By Sean Reed
For as long as Texans can remember, there’s been a contentious relationship between Houston and Dallas residents. Probing questions about the Dallas Cowboys or Houston Oilers; Dallas Cowboys or Houston Texans, Astros or Rangers, Rockets or Mavericks quickly reveals affiliation and sides are chosen and defended with the passion of rival gang members.
Beyond professional sports franchises, the scope of mutual discontent extends to barbecue, Tex-Mex, traffic, crime, women, quality of life, you name it, within the "Lone Star State".
Segueing to boxing, prizefighters from both cities branded impressions upon the game like livestock. Hall of Famers George Foreman and Curtis Cokes, former world titlists Reggie Johnson, Quincy Taylor, Juan Diaz, Frank Tate, and United States Olympians, Errol Spence, Rocky Juarez, Raul Marquez, Luis Yanez, Marlen Esparza, Foreman and Tate, just to name a few.
Fueled by ever present state-wide animosity, state pride and more is on the line Saturday, April 22nd, when Houston's Jermell Charlo (28-0, 13 KO's) defends his WBC super welterweight title against Dallas' Charles Hatley (26-1-1, 18 KO's). This southern-fried turf war will be waged north of the Mason-Dixon Line, at Barclay's Center in Brooklyn, New York, the co-main event of SHOWTIME's Shawn Porter vs. Andre Berto welterweight eliminator.
Hatley, 31, is somewhat of a deity in Dallas/Ft. Worth boxing circles, stemming from near misses at spots on the 2004 and 2008 U.S. Olympic teams, and independent forays at promotion, showcasing his talents within "Big D". The (twin) Brothers Charlo, Jermell, and former I.B.F. super welterweight champion, Jermall, 26, made audible amateur noise representing "H-Town", and seemed well on their way to being at the forefront of the next wave of Texas' Olympic boxing hopefuls, after Hatley.
As luck would have it, the aforementioned were all punching for paychecks by the end of 2008, and the likelihood of an eventual "Charlo's vs. Charlie" affair began to be whispered. The decibels grew increasingly louder, when Hatley sat ringside for Charlo's title winning effort against John Jackson and photo bombed the post fight interview, issuing a challenge. They were initially supposed to clash on an Adrien Broner show, then a Gary Russell undercard, which certainly didn't simmer the tension any.
An interesting footnote is the fact Charlo's trainer, Derrick James, has (or at least had) a relationship with Team Hatley. James, also from Dallas, boxed on the same neighborhood boxing team as Hatley's father, Greg, growing up, and assisted in Charles' corner for many of his early professional bouts. James also brought his prized pupil, Errol Spence, Jr., to Team Hatley camps for sparring, in preparation for the 2012 Olympics. This became a point of contention that was hotly debated on a recent conference call. Apparently, familiarity really does breed contempt.
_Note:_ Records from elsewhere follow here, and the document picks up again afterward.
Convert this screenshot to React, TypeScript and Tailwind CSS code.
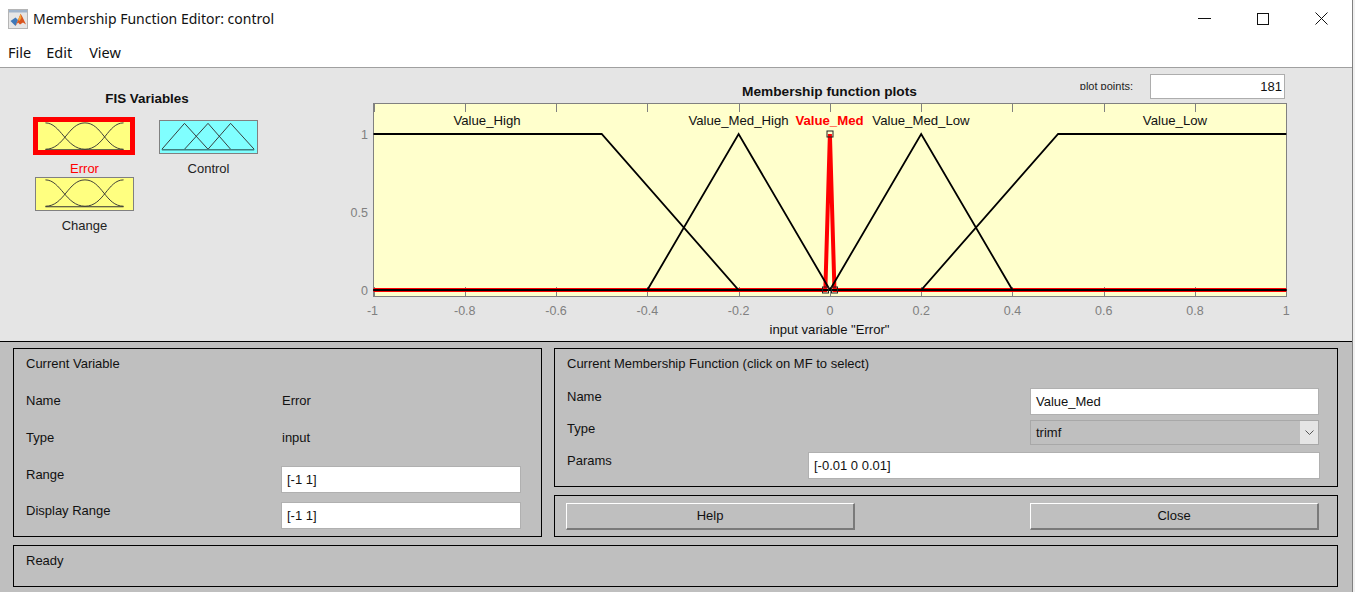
import React from 'react';

const xTicks = [-1, -0.8, -0.6, -0.4, -0.2, 0, 0.2, 0.4, 0.6, 0.8, 1];

// plot coordinates, svg sits at x=340 y=99 on the page
const px = (v: number) => 489.9 + 456.4 * v;
const ZERO = 191;
const ONE = 35;

const mfs = [
  { name: 'Value_High', at: 147, pts: [[-1, 1], [-0.5, 1], [-0.2, 0], [1, 0]] },
  { name: 'Value_Med_High', at: 398.5, pts: [[-1, 0], [-0.4, 0], [-0.2, 1], [0, 0], [1, 0]] },
  { name: 'Value_Med_Low', at: 581, pts: [[-1, 0], [0, 0], [0.2, 1], [0.4, 0], [1, 0]] },
  { name: 'Value_Low', at: 835, pts: [[-1, 0], [0.2, 0], [0.5, 1], [1, 1]] },
];

const toPoints = (pts: number[][]) =>
  pts.map(([x, y]) => `${px(x)},${y === 1 ? ONE : ZERO}`).join(' ');

const MembershipPlot = () => (
  <svg width={960} height={242} viewBox="0 0 960 242" className="block">
    <rect x={33.5} y={4.5} width={913} height={193} fill="#ffffcc" stroke="#808080" />
    {xTicks.map((t) => (
      <g key={t}>
        <path d={`M${Math.round(px(t)) + 0.5} 4v9M${Math.round(px(t)) + 0.5} 197v-9`} stroke="#808080" fill="none" />
        <text x={px(t) + (t === -1 ? -1 : 0)} y={216} textAnchor="middle" fontSize={12.5} fill="#808080">
          {t}
        </text>
      </g>
    ))}
    <text x={28} y={40} textAnchor="end" fontSize={12.5} fill="#808080">1</text>
    <text x={28} y={118} textAnchor="end" fontSize={12.5} fill="#808080">0.5</text>
    <text x={28} y={196} textAnchor="end" fontSize={12.5} fill="#808080">0</text>

    <polyline
      points={toPoints([[-1, 0], [-0.01, 0], [0, 1], [0.01, 0], [1, 0]])}
      fill="none"
      stroke="#ff0000"
      strokeWidth={4}
    />
    {mfs.map((m) => (
      <g key={m.name}>
        <polyline points={toPoints(m.pts)} fill="none" stroke="#000000" strokeWidth={1.8} />
        <text x={m.at} y={25.5} textAnchor="middle" fontSize={13.2} fill="#111111">
          {m.name}
        </text>
      </g>
    ))}
    <text x={489.5} y={25.5} textAnchor="middle" fontSize={13.2} fontWeight={700} fill="#ff0000">
      Value_Med
    </text>
    <rect x={487} y={32} width={6} height={6} fill="none" stroke="#222222" />
    <rect x={482.5} y={188} width={6} height={6} fill="none" stroke="#222222" />
    <rect x={491.5} y={188} width={6} height={6} fill="none" stroke="#222222" />

    <text x={489.5} y={235} textAnchor="middle" fontSize={13.1} fill="#111111">
      input variable "Error"
    </text>
  </svg>
);

const BellIcon = () => (
  <svg width={99} height={34} viewBox="0 0 99 34" className="block bg-[#ffff80] border border-[#808080]">
    <g fill="none" stroke="#333333" strokeWidth={1}>
      <path d="M8 2C24 2 30 30 50 30" />
      <path d="M8 30C28 30 32 2 50 2C68 2 72 30 91 30" />
      <path d="M50 30C70 30 74 2 91 2" />
      <path d="M8 30.5H91" strokeWidth={1.2} />
    </g>
  </svg>
);

const TriangleIcon = () => (
  <svg width={99} height={34} viewBox="0 0 99 34" className="block bg-[#80ffff] border border-[#808080]">
    <g fill="none" stroke="#333333" strokeWidth={1}>
      <path d="M0 30L24 2.5L49 30" />
      <path d="M24 30L49 2.5L73 30" />
      <path d="M49 30L73 2.5L98 30" />
      <path d="M0 30.5H98" stroke="#3d7f80" strokeWidth={1.6} />
    </g>
  </svg>
);

const MatlabLogo = () => (
  <svg width={20} height={20} viewBox="0 0 20 20" className="block">
    <rect x={0.5} y={0.5} width={19} height={19} fill="#e6e6e6" stroke="#b5b5b5" />
    <rect x={1} y={1} width={18} height={2.5} fill="#9fb4cc" />
    <path d="M2.5 12L7.5 8.5L10 11L7.5 17Z" fill="#3f78b8" />
    <path d="M7.5 17L10 11L12.6 4.7L14.5 8L18 15.5L15 13.5L12 15.5L10 13.5Z" fill="#d9541e" />
    <path d="M10 11L12.6 4.7L13.5 9L11.5 12Z" fill="#f2a63a" />
  </svg>
);

const TextField = ({ value, className }: { value: string; className: string }) => (
  <div className={`h-[27px] bg-white border border-[#b0b0b0] pl-[5px] flex items-center pt-px text-[#111] ${className}`}>
    {value}
  </div>
);

const PushButton = ({ label }: { label: string }) => (
  <div className="w-[289px] h-[27px] border-t border-l border-b-2 border-r-2 border-t-white border-l-white border-b-[#7a7a7a] border-r-[#7a7a7a] flex items-center justify-center">
    {label}
  </div>
);

export default function App() {
  return (
    <div className="w-[1355px] h-[592px] overflow-hidden flex bg-[#f0f0f0] font-['Liberation_Sans',Arial,sans-serif]">
      <div className="w-[1353px] h-full flex flex-col border-r border-[#808080] shrink-0">
        <div className="h-[34px] bg-white flex items-center pl-[8px] pt-[3px]">
          <MatlabLogo />
          <span className="ml-[5px] text-[14px] text-[#111] font-['Noto_Sans',sans-serif]">
            Membership Function Editor: control
          </span>
          <div className="ml-auto flex pr-[1px]">
            <div className="w-[58.5px] h-[20px] flex items-center justify-center">
              <svg width={13} height={13} viewBox="0 0 13 13"><path d="M0 6.5H13" stroke="#111" /></svg>
            </div>
            <div className="w-[58.5px] h-[20px] flex items-center justify-center">
              <svg width={12} height={12} viewBox="0 0 12 12"><rect x={0.5} y={0.5} width={11} height={11} fill="none" stroke="#111" /></svg>
            </div>
            <div className="w-[58.5px] h-[20px] flex items-center justify-center">
              <svg width={13} height={13} viewBox="0 0 13 13"><path d="M0.5 0.5L12.5 12.5M12.5 0.5L0.5 12.5" stroke="#111" fill="none" /></svg>
            </div>
          </div>
        </div>

        <div className="h-[34px] bg-white border-b border-[#a0a0a0] flex items-center gap-[15px] pl-[8px] pt-[4px] text-[14.5px] text-[#111] font-['Noto_Sans',sans-serif]">
          <span>File</span>
          <span>Edit</span>
          <span className="ml-[2px]">View</span>
        </div>

        <div className="h-[274px] bg-[#e5e5e5] border-b border-black flex shrink-0">
          <div className="w-[340px] shrink-0 pl-[35px] pt-[24px]">
            <div className="w-[224px] text-center text-[13.4px] font-bold leading-[14px] text-[#111]">FIS Variables</div>
            <div className="mt-[14px] grid grid-cols-[99px_99px] gap-x-[25px] text-[13px] leading-[14px] text-center text-[#222]">
              <div>
                <div className="relative">
                  <BellIcon />
                  <div className="absolute -left-[2px] -top-[3px] w-[102px] h-[38px] border-[5px] border-[#ff0000]" />
                </div>
                <div className="mt-[8px] text-[#ff0000]">Error</div>
              </div>
              <div>
                <TriangleIcon />
                <div className="mt-[8px]">Control</div>
              </div>
              <div className="mt-[1px]">
                <BellIcon />
                <div className="mt-[8px]">Change</div>
              </div>
            </div>
          </div>

          <div className="w-[960px] shrink-0 pt-[6px]">
            <div className="h-[25px] flex pl-[402px]">
              <div className="self-end text-[13.7px] font-bold leading-[14px] text-[#111]">Membership function plots</div>
              <div className="ml-auto mt-[7px] h-[9px] overflow-hidden text-[11px] leading-[11px] text-[#222] mr-[17px]">plot points:</div>
              <div className="w-[135px] h-[25px] bg-white border border-[#adadad] text-right pr-[2px] pt-[4px] text-[13px] leading-[16px] text-[#111] mr-[15px]">
                181
              </div>
            </div>
            <MembershipPlot />
          </div>
        </div>

        <div className="flex-1 bg-[#bfbfbf] pl-[13px] pt-[6px] text-[13px] leading-[14px] text-[#111]">
          <div className="grid grid-cols-[529px_784px] gap-x-[12px] gap-y-[8px]">
            <div className="h-[189px] border border-black pl-[12px] pt-[8px] row-span-2">
              <div className="h-[37px]">Current Variable</div>
              <div className="grid grid-cols-[255px_240px] grid-rows-[37px_37px_36px_33px]">
                <div>Name</div>
                <div className="pl-[1px]">Error</div>
                <div>Type</div>
                <div className="pl-[1px]">input</div>
                <div>Range</div>
                <TextField value="[-1 1]" className="-mt-[2px]" />
                <div>Display Range</div>
                <TextField value="[-1 1]" className="-mt-[2px]" />
              </div>
            </div>

            <div className="h-[139px] border border-black pl-[12px] pr-[18px] pt-[8px]">
              <div className="h-[33px]">Current Membership Function (click on MF to select)</div>
              <div className="h-[32px] flex justify-between">
                <div>Name</div>
                <TextField value="Value_Med" className="w-[289px] -mt-[2px]" />
              </div>
              <div className="h-[32px] flex justify-between">
                <div>Type</div>
                <div className="w-[289px] h-[25px] -mt-[2px] border border-[#a8a8a8] flex items-center justify-between pl-[5px]">
                  <span>trimf</span>
                  <div className="w-[18px] h-full bg-[#e5e5e5] flex items-center justify-center">
                    <svg width={9} height={6} viewBox="0 0 9 6"><path d="M0.5 0.5L4.5 4.5L8.5 0.5" fill="none" stroke="#555" /></svg>
                  </div>
                </div>
              </div>
              <div className="flex justify-between">
                <div>Params</div>
                <TextField value="[-0.01 0 0.01]" className="w-[512px] -mt-[2px] -mr-px" />
              </div>
            </div>

            <div className="h-[42px] border border-black pl-[11px] pr-[18px] flex items-center justify-between">
              <PushButton label="Help" />
              <PushButton label="Close" />
            </div>

            <div className="col-span-2 h-[42px] border border-black pl-[12px] pt-[8px]">Ready</div>
          </div>
        </div>
      </div>
    </div>
  );
}
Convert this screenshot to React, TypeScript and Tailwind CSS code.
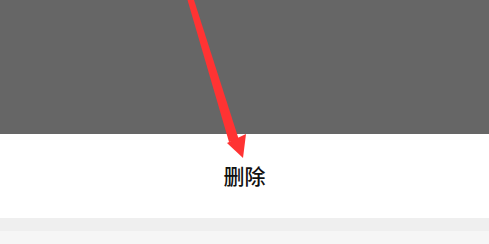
export default function App() {
  return (
    <div className="relative w-[489px] h-[244px] overflow-hidden bg-white">
      <div className="h-[134px] bg-[#666666]" />
      <div className="h-[84px] flex items-center justify-center">
        <span className="text-[21px] text-[#111111] font-medium font-['Noto_Sans_CJK_SC',sans-serif]">删除</span>
      </div>
      <div className="h-[13px] bg-[#efefef]" />
      <div className="h-[13px] bg-[#f6f6f6]" />
      <svg className="absolute left-0 top-0 pointer-events-none" width="489" height="244" viewBox="0 0 489 244">
        <polygon points="187.5,0 194,0 239,140 229,142" fill="#ff3333" />
        <polygon points="227,143 246,134 243,158" fill="#ff3333" />
      </svg>
    </div>
  );
}
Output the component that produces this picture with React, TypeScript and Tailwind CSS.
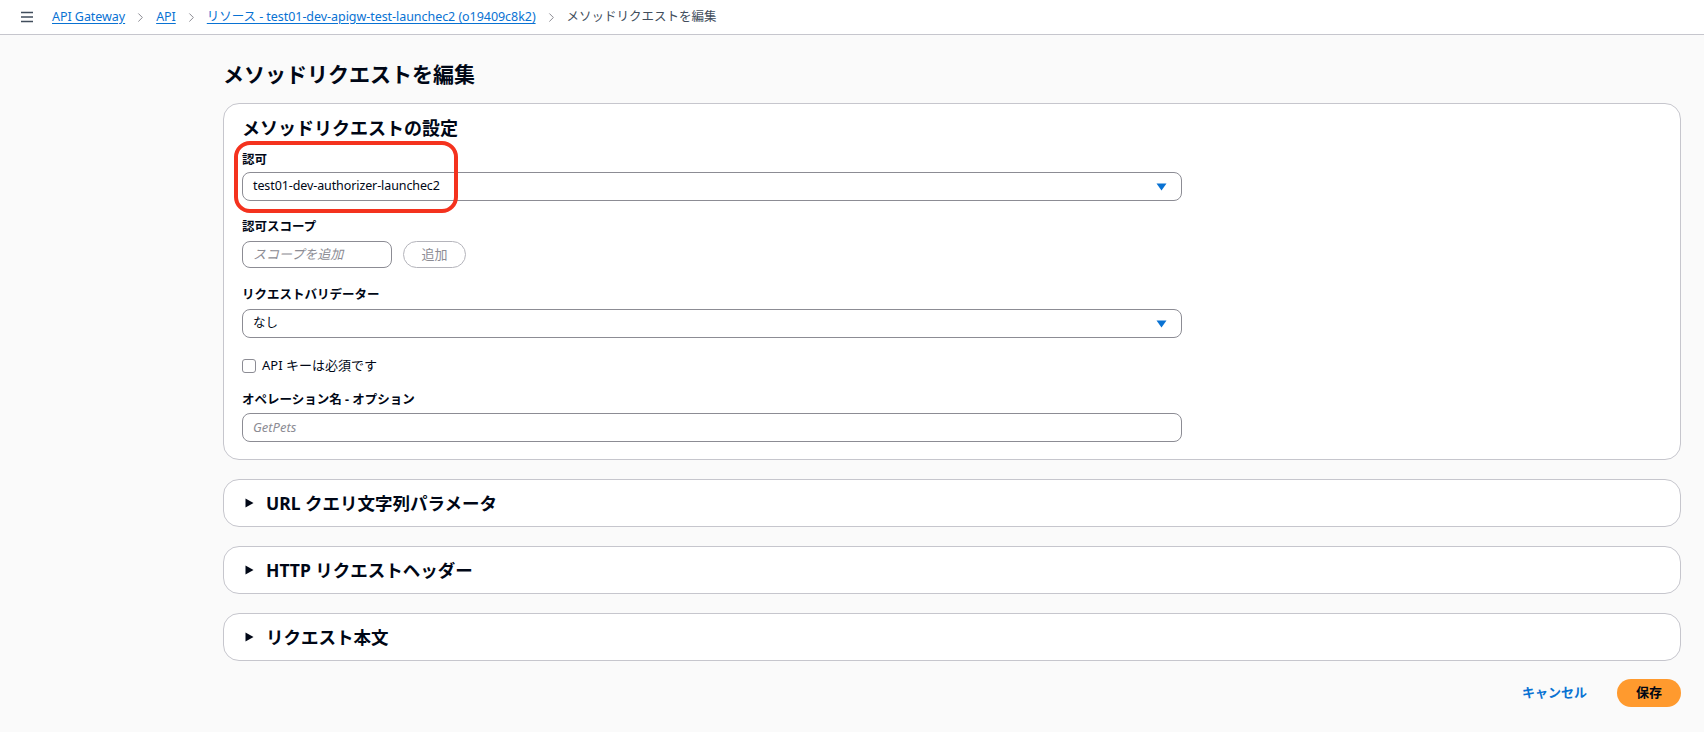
import { ChevronRight } from "lucide-react";

const FONT = "font-['Noto_Sans','Noto_Sans_CJK_JP',sans-serif]";

function Crumbs() {
  const links = ["API Gateway", "API", "リソース - test01-dev-apigw-test-launchec2 (o19409c8k2)"];
  return (
    <header className="flex h-[35px] items-center border-b border-[#c6c6cd] bg-white pl-[20px]">
      <svg width="14" height="12" viewBox="0 0 14 12" className="mr-[18px] text-[#414d5c]">
        <path d="M1 1.5h12M1 6h12M1 10.5h12" stroke="currentColor" strokeWidth="1.6" />
      </svg>
      {links.map((l) => (
        <div key={l} className="flex items-center">
          <a className="text-[12.5px] leading-[18px] tracking-[-0.05px] text-[#0972d3] underline underline-offset-2">{l}</a>
          <ChevronRight size={15} strokeWidth={1.6} className="mx-[8px] text-[#8c8c94]" />
        </div>
      ))}
      <span className="text-[12.5px] leading-[18px] text-[#414d5c]">メソッドリクエストを編集</span>
    </header>
  );
}

function Label({ children, className = "" }: { children: React.ReactNode; className?: string }) {
  return <div className={`text-[12.5px] font-bold leading-[18px] text-[#000716] ${className}`}>{children}</div>;
}

function Select({ value, className = "" }: { value: string; className?: string }) {
  return (
    <div
      className={`flex h-[29px] w-[940px] items-center justify-between rounded-[8px] border border-[#8c8c94] bg-white pl-[10px] pr-[14px] ${className}`}
    >
      <span className="text-[12.5px] tracking-[-0.1px] text-[#000716]">{value}</span>
      <svg width="11" height="8" viewBox="0 0 11 8">
        <path d="M0.5 0.5h10L5.5 7.5z" fill="#0972d3" />
      </svg>
    </div>
  );
}

function Section({ title }: { title: string }) {
  return (
    <div className="flex h-[48px] items-center rounded-[16px] border border-[#c6c6cd] bg-white pl-[21px]">
      <svg width="9" height="10" viewBox="0 0 9 10" className="mr-[12px]">
        <path d="M0.5 0.5L8.5 5L0.5 9.5z" fill="#000716" />
      </svg>
      <span className="text-[17.5px] font-bold text-[#000716]">{title}</span>
    </div>
  );
}

export default function App() {
  return (
    <div className={`min-h-screen bg-[#fafafa] ${FONT}`}>
      <Crumbs />
      <main className="pl-[223px] pr-[23px]">
        <h1 className="mt-[25px] text-[21px] font-bold leading-[28px] text-[#000716]">メソッドリクエストを編集</h1>

        <div className="relative mt-[15px] rounded-[16px] border border-[#c6c6cd] bg-white px-[18px] pb-[17px] pt-[12px]">
          <h2 className="text-[18px] font-bold leading-[24px] text-[#000716]">メソッドリクエストの設定</h2>

          <Label className="mt-[11px]">認可</Label>
          <Select value="test01-dev-authorizer-launchec2" className="mt-[3px]" />

          <Label className="mt-[17px]">認可スコープ</Label>
          <div className="mt-[5px] flex items-center gap-[11px]">
            <div className="flex h-[27px] w-[150px] items-center rounded-[8px] border border-[#8c8c94] bg-white pl-[10px]">
              <span className="text-[13px] italic text-[#8c8c94]">スコープを追加</span>
            </div>
            <button className="flex h-[27px] w-[63px] items-center justify-center rounded-full border border-[#b4b4bb] bg-white text-[13px] text-[#8c8c94]">
              追加
            </button>
          </div>

          <Label className="mt-[18px]">リクエストバリデーター</Label>
          <Select value="なし" className="mt-[5px]" />

          <div className="mt-[19px] flex h-[18px] items-center">
            <div className="h-[14px] w-[14px] rounded-[3px] border border-[#8c8c94] bg-white" />
            <span className="ml-[6px] text-[13px] text-[#000716]">API キーは必須です</span>
          </div>

          <Label className="mt-[16px]">オペレーション名 - オプション</Label>
          <div className="mt-[4px] flex h-[29px] w-[940px] items-center rounded-[8px] border border-[#8c8c94] bg-white pl-[10px]">
            <span className="text-[13px] italic text-[#8c8c94]">GetPets</span>
          </div>

          {/* 赤枠 */}
          <div className="pointer-events-none absolute left-[10px] top-[37px] h-[72px] w-[224px] rounded-[16px] border-4 border-[#f4321e]" />
        </div>

        <div className="mt-[19px] flex flex-col gap-[19px]">
          <Section title="URL クエリ文字列パラメータ" />
          <Section title="HTTP リクエストヘッダー" />
          <Section title="リクエスト本文" />
        </div>

        <div className="mt-[18px] flex items-center justify-end gap-[30px]">
          <button className="text-[13px] font-bold text-[#0972d3]">キャンセル</button>
          <button className="flex h-[28px] w-[64px] items-center justify-center rounded-full bg-[#ff9a2e] text-[13px] font-bold text-[#000716]">
            保存
          </button>
        </div>
      </main>
    </div>
  );
}
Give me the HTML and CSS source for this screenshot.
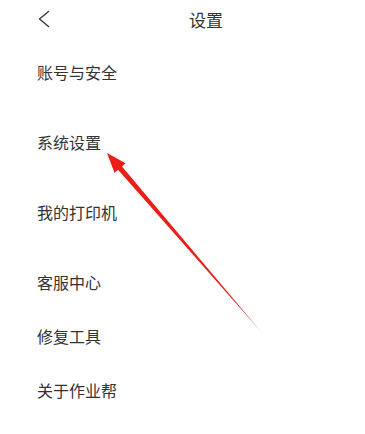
FILE: index.html
```html
<!DOCTYPE html>
<html lang="zh-CN">
<head>
    <meta charset="UTF-8">
    <meta name="viewport" content="width=device-width, initial-scale=1.0">
    <title>设置</title>
    <link rel="stylesheet" href="styles.css">
</head>
<body>
<div class="page">
    <div class="header">
        <span class="back-btn">
            <svg width="14" height="18" viewBox="0 0 14 18"><path d="M11.5 1.5 L2.5 9 L11.5 16.5" fill="none" stroke="#3a3a3a" stroke-width="1.5" stroke-linecap="round" stroke-linejoin="round"/></svg>
        </span>
        <div class="title">设置</div>
    </div>

    <div class="menu">
        <div class="menu-row first">账号与安全</div>
        <div class="menu-row">系统设置</div>
        <div class="menu-row">我的打印机</div>
        <div class="menu-row">客服中心</div>
        <div class="menu-row tight">修复工具</div>
        <div class="menu-row tight">关于作业帮</div>
    </div>

    <!-- annotation arrow drawn over the list -->
    <svg class="pointer" width="365" height="434" viewBox="0 0 365 434">
        <defs>
            <linearGradient id="fade" x1="107" y1="153" x2="263" y2="334" gradientUnits="userSpaceOnUse">
                <stop offset="0" stop-color="#ee1c16"/>
                <stop offset="0.8" stop-color="#e5221c"/>
                <stop offset="1" stop-color="#b08a8a"/>
            </linearGradient>
        </defs>
        <polygon points="107,153 125.5,163.2 122,166.6 263,334 118,169.8 114.5,172.8" fill="url(#fade)"/>
    </svg>
</div>
</body>
</html>
```

FILE: styles.css
```css
/* settings page */
body { margin: 0; background: #fff; font-family: "Noto Sans CJK SC", "Noto Sans", sans-serif; color: #333; }
.page { position: relative; width: 365px; height: 434px; overflow: hidden; }
.header { display: flex; align-items: center; height: 38px; padding-left: 37px; }
.back-btn { display: flex; align-items: center; width: 14px; height: 18px; }
.title { flex: 1; text-align: center; font-size: 17px; color: #333; padding-right: 4px; }
.menu { display: flex; flex-direction: column; padding-left: 37px; }
.menu-row { font-size: 16px; line-height: 22px; margin-top: 48px; }
.menu-row.first { margin-top: 23px; }
.menu-row.tight { margin-top: 32px; }
.pointer { position: absolute; top: 0; left: 0; pointer-events: none; }
```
The fight itself promises to be even more entertaining than the build-up and back story. Charlo's sitting on his punches, looking to administer more hurt, under James' tutelage. And Hatley's an action fighter at the core; getting staggered or dropped only intensifies his desire for payback. Coupled with what should be an entertaining main event, this will be a fun night of fights.